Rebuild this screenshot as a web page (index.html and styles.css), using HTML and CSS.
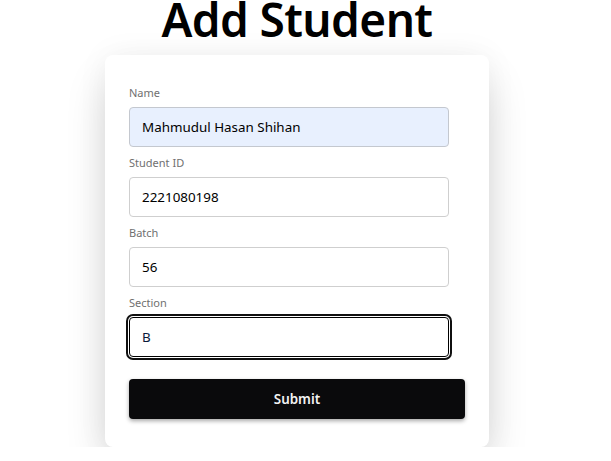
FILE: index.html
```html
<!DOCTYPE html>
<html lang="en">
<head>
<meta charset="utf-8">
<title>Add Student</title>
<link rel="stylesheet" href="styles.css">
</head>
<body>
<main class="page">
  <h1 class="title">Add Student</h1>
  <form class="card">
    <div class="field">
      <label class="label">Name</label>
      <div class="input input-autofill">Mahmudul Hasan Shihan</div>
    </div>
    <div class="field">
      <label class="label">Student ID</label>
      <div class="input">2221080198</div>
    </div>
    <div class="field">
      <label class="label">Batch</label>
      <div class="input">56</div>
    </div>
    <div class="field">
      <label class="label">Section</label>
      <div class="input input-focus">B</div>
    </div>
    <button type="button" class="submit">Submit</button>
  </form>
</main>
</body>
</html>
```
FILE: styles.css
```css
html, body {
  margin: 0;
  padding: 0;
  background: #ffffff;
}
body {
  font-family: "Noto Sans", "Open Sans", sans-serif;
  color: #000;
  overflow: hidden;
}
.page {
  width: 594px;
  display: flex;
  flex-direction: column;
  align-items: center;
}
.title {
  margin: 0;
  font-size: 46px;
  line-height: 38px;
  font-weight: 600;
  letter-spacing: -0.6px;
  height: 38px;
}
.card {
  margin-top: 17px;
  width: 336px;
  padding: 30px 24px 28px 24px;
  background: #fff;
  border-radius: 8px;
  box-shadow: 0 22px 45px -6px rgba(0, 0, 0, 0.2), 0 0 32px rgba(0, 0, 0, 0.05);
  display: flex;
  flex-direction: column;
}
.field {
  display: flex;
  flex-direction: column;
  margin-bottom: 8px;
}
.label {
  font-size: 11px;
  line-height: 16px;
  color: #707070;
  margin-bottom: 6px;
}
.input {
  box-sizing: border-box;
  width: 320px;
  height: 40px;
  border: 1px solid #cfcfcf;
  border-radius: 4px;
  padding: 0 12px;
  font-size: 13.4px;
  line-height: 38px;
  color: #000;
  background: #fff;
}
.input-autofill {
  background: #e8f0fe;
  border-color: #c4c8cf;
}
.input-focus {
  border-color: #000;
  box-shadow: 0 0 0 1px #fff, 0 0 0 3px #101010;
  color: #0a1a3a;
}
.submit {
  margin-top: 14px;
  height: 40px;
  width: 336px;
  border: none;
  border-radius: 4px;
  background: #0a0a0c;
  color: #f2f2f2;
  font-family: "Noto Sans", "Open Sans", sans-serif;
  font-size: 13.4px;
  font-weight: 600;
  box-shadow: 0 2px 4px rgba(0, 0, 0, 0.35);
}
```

..............................

:: WRITTEN TASK ::
Reproduce the whole listing word for word, setting aside any pictures.

:: RESPONSE ::
Rebuild this screenshot as a web page (index.html and styles.css), using HTML and CSS.
FILE: index.html
```html
<!DOCTYPE html>
<html lang="en">
<head>
<meta charset="utf-8">
<title>Add Student</title>
<link rel="stylesheet" href="styles.css">
</head>
<body>
<main class="page">
  <h1 class="title">Add Student</h1>
  <form class="card">
    <div class="field">
      <label class="label">Name</label>
      <div class="input input-autofill">Mahmudul Hasan Shihan</div>
    </div>
    <div class="field">
      <label class="label">Student ID</label>
      <div class="input">2221080198</div>
    </div>
    <div class="field">
      <label class="label">Batch</label>
      <div class="input">56</div>
    </div>
    <div class="field">
      <label class="label">Section</label>
      <div class="input input-focus">B</div>
    </div>
    <button type="button" class="submit">Submit</button>
  </form>
</main>
</body>
</html>
```
FILE: styles.css
```css
html, body {
  margin: 0;
  padding: 0;
  background: #ffffff;
}
body {
  font-family: "Noto Sans", "Open Sans", sans-serif;
  color: #000;
  overflow: hidden;
}
.page {
  width: 594px;
  display: flex;
  flex-direction: column;
  align-items: center;
}
.title {
  margin: 0;
  font-size: 46px;
  line-height: 38px;
  font-weight: 600;
  letter-spacing: -0.6px;
  height: 38px;
}
.card {
  margin-top: 17px;
  width: 336px;
  padding: 30px 24px 28px 24px;
  background: #fff;
  border-radius: 8px;
  box-shadow: 0 22px 45px -6px rgba(0, 0, 0, 0.2), 0 0 32px rgba(0, 0, 0, 0.05);
  display: flex;
  flex-direction: column;
}
.field {
  display: flex;
  flex-direction: column;
  margin-bottom: 8px;
}
.label {
  font-size: 11px;
  line-height: 16px;
  color: #707070;
  margin-bottom: 6px;
}
.input {
  box-sizing: border-box;
  width: 320px;
  height: 40px;
  border: 1px solid #cfcfcf;
  border-radius: 4px;
  padding: 0 12px;
  font-size: 13.4px;
  line-height: 38px;
  color: #000;
  background: #fff;
}
.input-autofill {
  background: #e8f0fe;
  border-color: #c4c8cf;
}
.input-focus {
  border-color: #000;
  box-shadow: 0 0 0 1px #fff, 0 0 0 3px #101010;
  color: #0a1a3a;
}
.submit {
  margin-top: 14px;
  height: 40px;
  width: 336px;
  border: none;
  border-radius: 4px;
  background: #0a0a0c;
  color: #f2f2f2;
  font-family: "Noto Sans", "Open Sans", sans-serif;
  font-size: 13.4px;
  font-weight: 600;
  box-shadow: 0 2px 4px rgba(0, 0, 0, 0.35);
}
```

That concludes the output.